Why do movie stars not impress the public anymore as politicians?
Some of the biggest film stars in India are also celebrated politicians, not only on screen but also off-screen. In India, the most successful of them have been down under – in the South of India where movie stars surround politics. Although there are several Bollywood actors sitting in Parliament, they are no match for the political stars of South who had been pioneers of political gatherings and even rose to the ranks of Chief Ministers like M.G Ramchandran, N.T Rama Rao etc.
What the South achieved and Bollywood couldn’t
The biggest reason for this could be the culture in South India, where movies play a significant role in their everyday life. They are not just a source of entertainment, and the movies are a lot closer to their lives. The movie scripts and the roles these stars play are much closer to common people and their lives; they touch upon several social issues and the star’s political ambitions. The lines between movie and reality blurred as they saw the stars as the messiah they were waiting for to show them the way forward and solve their problems. With it came the fans’ faithfulness to the charisma of their favourite actors, one might say that is one reason why the fan clubs are also politically inclined. But if you look at Bollywood, it is all about the city of dreams, Mumbai, and the audience has no real connection with the actor’s ethnic, cultural, regional or linguistic identities. But the actors in South garner substantial fan base on the basis of culture, region, social/economic status or sometimes even caste, which, as we all know very well, are heavy influencers of votes in Indian politics. The Kollywood (Tamil Nadu) and Tollywood (Telangana & Andhra Pradesh) are two big movie industries in the South, and they also have had the credentials of having the biggest actor-turned-politicians in Indian Political history.

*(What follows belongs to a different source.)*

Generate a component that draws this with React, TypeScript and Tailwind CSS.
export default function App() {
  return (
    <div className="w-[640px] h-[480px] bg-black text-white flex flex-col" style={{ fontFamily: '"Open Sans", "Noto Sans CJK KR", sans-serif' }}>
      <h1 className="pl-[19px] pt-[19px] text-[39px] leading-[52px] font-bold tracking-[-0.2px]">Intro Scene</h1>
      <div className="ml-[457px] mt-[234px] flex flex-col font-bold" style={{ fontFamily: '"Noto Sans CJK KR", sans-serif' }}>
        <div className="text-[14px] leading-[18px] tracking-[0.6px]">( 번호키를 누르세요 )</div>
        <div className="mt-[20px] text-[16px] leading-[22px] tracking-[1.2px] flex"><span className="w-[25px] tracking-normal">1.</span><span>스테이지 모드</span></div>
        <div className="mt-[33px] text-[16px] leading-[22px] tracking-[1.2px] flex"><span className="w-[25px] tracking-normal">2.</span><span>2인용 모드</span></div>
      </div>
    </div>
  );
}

Tamil Nadu – where it all began
This is a state where there cannot be politics without cinema. But most importantly it is also a state that had the first actor turned chief minister and has had several movie stars become Chief Ministers of the state. It began with C.N Annadurai (founder of DMK party) and M. Karunanidhi (both were scriptwriters for movies and were from middle-class families), who fought for social justice of the lower castes and rapidly gained popular support. But on a critical note, it was their fight against Hindi imposition, Rajaji’s Kula Kalvi Thittam an education policy that was seen as casteist policy and fight against north Indian domination that helped them garner the public support. Then came M.G Ramchandran (MGR), who founded his own party AIADMK (ADMK earlier) in 1972 and used his films to spread and preach his party’s ambition. When the existing government failed to live up to their expectations, he used his stardom and movies to preach his ambition to win elections. Jayalalita, was next in line and was the successor of AIADMK. What was common in all of this was how
● their image helped brand themselves as not only actors but as the political stars of their time
● triggering deep-rooted emotions of protecting cultural & linguistic pride was used to their advantage (Hindi imposition and oppression by the North)

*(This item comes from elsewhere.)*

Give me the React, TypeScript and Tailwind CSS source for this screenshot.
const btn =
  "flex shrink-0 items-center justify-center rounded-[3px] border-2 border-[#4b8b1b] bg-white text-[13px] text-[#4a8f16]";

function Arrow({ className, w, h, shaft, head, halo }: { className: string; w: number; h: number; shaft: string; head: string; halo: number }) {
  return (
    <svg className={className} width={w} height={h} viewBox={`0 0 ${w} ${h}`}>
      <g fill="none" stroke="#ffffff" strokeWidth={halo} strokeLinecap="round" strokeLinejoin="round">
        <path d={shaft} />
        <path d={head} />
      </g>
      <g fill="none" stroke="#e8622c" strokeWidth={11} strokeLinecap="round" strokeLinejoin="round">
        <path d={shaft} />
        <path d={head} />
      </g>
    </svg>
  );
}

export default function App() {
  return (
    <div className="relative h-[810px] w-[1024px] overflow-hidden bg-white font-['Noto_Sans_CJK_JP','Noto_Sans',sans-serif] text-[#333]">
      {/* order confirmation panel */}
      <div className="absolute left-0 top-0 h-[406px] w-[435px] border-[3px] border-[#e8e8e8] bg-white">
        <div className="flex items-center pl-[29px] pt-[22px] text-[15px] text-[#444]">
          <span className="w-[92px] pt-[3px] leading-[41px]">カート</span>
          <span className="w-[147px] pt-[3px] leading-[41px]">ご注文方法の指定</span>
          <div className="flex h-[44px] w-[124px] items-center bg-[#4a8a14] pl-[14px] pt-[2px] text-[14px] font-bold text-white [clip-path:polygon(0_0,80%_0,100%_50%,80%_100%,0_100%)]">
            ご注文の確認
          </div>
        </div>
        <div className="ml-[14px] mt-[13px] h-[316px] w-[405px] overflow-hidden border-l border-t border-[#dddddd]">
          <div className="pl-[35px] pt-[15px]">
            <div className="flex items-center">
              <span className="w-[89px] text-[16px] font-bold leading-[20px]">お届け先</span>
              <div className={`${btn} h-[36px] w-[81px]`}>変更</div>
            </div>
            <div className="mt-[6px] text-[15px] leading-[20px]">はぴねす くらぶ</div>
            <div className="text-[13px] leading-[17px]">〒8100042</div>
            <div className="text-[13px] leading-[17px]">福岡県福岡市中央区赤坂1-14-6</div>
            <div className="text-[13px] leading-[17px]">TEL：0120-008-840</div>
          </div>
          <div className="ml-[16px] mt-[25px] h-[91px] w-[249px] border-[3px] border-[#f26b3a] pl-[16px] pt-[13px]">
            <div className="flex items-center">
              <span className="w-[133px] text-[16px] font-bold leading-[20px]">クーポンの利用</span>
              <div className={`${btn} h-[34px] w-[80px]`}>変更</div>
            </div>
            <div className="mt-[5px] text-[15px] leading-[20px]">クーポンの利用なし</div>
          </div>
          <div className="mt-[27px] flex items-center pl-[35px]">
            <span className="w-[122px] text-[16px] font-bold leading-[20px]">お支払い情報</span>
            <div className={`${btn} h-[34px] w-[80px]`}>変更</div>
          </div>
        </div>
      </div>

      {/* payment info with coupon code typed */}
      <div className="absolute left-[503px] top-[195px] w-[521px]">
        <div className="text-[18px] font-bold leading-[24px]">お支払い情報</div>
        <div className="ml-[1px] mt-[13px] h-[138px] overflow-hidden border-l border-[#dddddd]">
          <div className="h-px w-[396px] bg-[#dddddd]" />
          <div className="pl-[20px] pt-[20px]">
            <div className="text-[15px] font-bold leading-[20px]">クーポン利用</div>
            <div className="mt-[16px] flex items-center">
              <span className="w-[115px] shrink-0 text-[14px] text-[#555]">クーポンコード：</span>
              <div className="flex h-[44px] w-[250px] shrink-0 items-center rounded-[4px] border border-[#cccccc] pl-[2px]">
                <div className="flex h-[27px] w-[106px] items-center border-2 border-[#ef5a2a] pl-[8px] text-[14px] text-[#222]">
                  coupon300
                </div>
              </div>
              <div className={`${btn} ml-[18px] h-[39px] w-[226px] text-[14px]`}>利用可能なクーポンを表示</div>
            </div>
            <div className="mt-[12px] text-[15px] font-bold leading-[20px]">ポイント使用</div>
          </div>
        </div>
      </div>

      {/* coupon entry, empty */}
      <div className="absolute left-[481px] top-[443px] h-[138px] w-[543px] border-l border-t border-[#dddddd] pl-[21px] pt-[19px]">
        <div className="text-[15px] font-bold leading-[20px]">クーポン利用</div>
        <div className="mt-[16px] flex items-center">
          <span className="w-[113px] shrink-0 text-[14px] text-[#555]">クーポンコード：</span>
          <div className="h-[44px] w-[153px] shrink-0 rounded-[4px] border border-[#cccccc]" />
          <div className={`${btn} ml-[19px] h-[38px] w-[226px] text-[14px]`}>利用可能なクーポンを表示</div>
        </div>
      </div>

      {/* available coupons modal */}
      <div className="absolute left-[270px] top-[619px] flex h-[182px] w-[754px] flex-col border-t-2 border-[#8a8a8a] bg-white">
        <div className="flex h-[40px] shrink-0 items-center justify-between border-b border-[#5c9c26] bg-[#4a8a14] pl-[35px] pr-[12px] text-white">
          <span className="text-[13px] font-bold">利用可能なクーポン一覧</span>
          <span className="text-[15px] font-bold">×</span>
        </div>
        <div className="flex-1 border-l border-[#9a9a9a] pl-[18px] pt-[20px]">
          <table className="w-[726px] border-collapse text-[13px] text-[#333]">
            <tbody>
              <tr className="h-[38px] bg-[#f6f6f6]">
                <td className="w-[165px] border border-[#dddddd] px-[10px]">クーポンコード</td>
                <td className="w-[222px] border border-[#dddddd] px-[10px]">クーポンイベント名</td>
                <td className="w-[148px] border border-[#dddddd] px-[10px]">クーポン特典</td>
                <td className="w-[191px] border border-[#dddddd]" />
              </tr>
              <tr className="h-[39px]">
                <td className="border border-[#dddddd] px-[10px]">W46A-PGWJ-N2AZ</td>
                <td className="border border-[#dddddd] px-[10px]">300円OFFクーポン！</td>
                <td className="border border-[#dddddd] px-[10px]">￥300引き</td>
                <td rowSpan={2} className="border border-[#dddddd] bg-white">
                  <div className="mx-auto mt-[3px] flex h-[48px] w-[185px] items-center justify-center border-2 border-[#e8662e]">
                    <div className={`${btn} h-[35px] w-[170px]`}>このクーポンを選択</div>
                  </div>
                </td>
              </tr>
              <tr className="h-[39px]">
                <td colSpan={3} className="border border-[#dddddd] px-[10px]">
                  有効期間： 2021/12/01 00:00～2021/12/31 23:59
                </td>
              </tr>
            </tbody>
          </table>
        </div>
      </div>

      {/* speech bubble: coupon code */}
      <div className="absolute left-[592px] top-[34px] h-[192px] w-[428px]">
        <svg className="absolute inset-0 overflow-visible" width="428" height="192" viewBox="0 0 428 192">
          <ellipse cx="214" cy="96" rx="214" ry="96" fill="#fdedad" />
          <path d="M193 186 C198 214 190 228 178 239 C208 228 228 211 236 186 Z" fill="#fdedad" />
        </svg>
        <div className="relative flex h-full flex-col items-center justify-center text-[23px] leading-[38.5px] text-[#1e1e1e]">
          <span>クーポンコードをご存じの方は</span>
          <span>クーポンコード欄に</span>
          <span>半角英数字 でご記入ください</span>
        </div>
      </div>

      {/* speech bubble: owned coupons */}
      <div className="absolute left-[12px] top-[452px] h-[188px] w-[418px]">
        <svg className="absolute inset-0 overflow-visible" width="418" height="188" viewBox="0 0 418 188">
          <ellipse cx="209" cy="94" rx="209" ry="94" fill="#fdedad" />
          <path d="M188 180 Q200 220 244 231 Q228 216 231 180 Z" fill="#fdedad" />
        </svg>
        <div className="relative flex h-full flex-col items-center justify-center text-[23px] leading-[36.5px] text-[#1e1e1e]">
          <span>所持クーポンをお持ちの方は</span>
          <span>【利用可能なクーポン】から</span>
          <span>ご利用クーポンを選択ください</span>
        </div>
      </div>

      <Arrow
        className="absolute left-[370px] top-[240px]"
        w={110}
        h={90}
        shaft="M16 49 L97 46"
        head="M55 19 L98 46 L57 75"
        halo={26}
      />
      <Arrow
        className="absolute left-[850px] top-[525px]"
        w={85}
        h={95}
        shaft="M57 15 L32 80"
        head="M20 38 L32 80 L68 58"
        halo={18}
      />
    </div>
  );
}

● the existing social conditions helped augment their political strategy
A new era in Telugu politics
A great struggle by Telugu people for their pride (who claimed that Tamilians looked down upon them and there was nepotism) led to the formation of a new state, Andhra Pradesh, who would have thought that the same element would change the election scenario later. N.T.Rama Rao was a renowned face across the state, and his political entry couldn’t have been at a better time, Rajiv Gandhi calling the then CM of Andhra, T. Anjiah, a “Buffoon” only helped him further his campaign. His stardom from his movies where he played roles fighting for the common people’s rights and betterment helped him in creating the image of a saviour. With the help of that image, he used the “Telugu Pride” as his campaign sutra, which won elections and made him the Chief Minister of Andhra Pradesh. While one can always argue on how caste had also played a key role in his winning of the elections with a bumper majority in a few areas, the stardom and ‘Telugu Pride’ were the key deciding factors.

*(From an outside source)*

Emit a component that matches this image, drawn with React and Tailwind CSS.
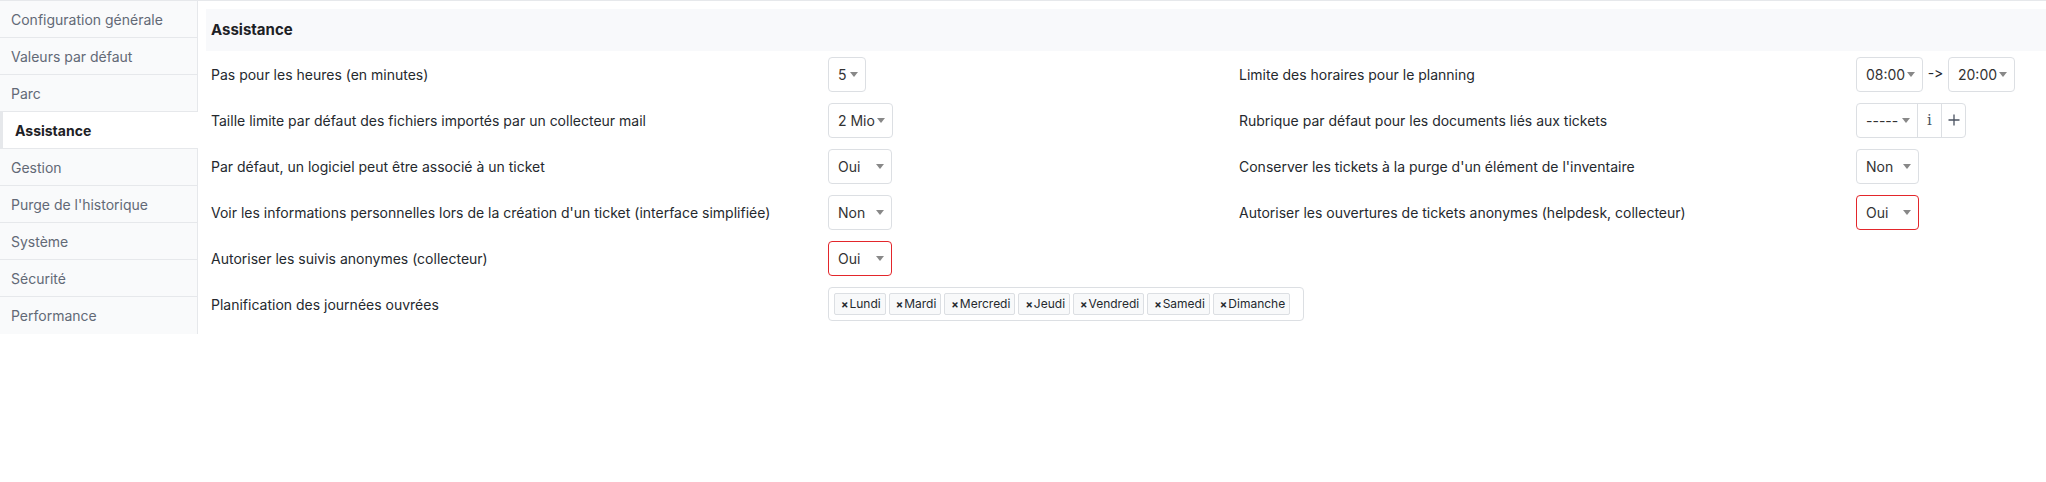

The story of the last two decades
Inspired by their predecessors, several actors tried their luck in politics and launched their own parties but in vain. In Tamil Nadu, Vijaykanth, a big actor tried the same old recipe by launching his own party but couldn’t achieve the ranks like his predecessors MGR or Jayalalita. Similarly, R. SarathKumar launched his own party in 2007, and it hardly won 2 seats every time it contested. In Andhra Pradesh, Chiranjeevi, a Mega Star of Tollywood, launched his own party in 2008 (launched at the same place as that of N.T.R) and failed, this led to the merger of his party Prajarajyam into INC. His brother Pawan Kalyan, who seemed promising with his own party Janasena, failed even more miserably by winning just one seat out of 175 seats it contested. Kamal Haasan, a versatile and celebrated big actor, launched his own party in 2018 and couldn’t win even one seat out of 36 seats they contested in Tamil Nadu. One could only wonder if Thailava Rajnikanth would also face a similar fate if and when he decided to enter politics.
Why didn’t these new stars succeed when the older ones did?
Let’s look at a few things that changed in this period:
● The socio-economic conditions were very different then when compared to the last couple of decades (Increase in income levels, literacy rate, gender equality etc.).
● People are also more informed now due to easy access to information & technology.
● Control of news and social media narrative – every party owns/gets support from a news channel which promotes the party and its agenda.
● Emergence of strong regional party contenders with a strong support from their own caste groups, while earlier it was mostly a fight against INC or CPI/M which were national parties.
● The most important thing is how their election campaigns were surrounded, the earlier ones were mainly targeting emotions of the electorate – mainly their pride or were centred on social issues faced by the electorate.
● Currently, the political manifesto is nothing but a list of populist schemes and freebies which are more or less extensions of previous schemes.
● Unfortunately now, all parties have similar schemes and agendas so it becomes difficult for people to distinguish what the party stands for and what their ambitions are.
Shooting star amidst normal ones
Amidst all these failures, proving our theory is the story of K Chandrasekhar Rao (though not a movie star). His TRS party achieved a landslide victory, post bifurcation of AP to form Telangana, in 2014 elections. This party won just 10 seats out of 45 seats in 2009 and only remained a minor political player back then.
But soon after the bifurcation, they won twice consecutively with an increasing massive majority, with 63 and 88 seats out of 119 seats in 2014 and 2018 respectively. The reason for this increasing trend as you might have already guessed is that the entire campaign was mainly targeted at ‘Telangana Pride’, an emotional one and not around freebies.
The continued success generally attributes to good governance and implementation of development and welfare policies, but to form a new government from being a nobody, the gameplay must be different. It cannot afford to have a manifesto which looks like an extension of previous schemes or identical to competitors.
Politics is very similar to the corporate business world. It's the ability to chalk out and implement a distinctive differentiation against your competitors that makes or breaks your journey. It is this emotional connect which lays the foundation to target the right audience and build your image and eventually decides whether you win or lose.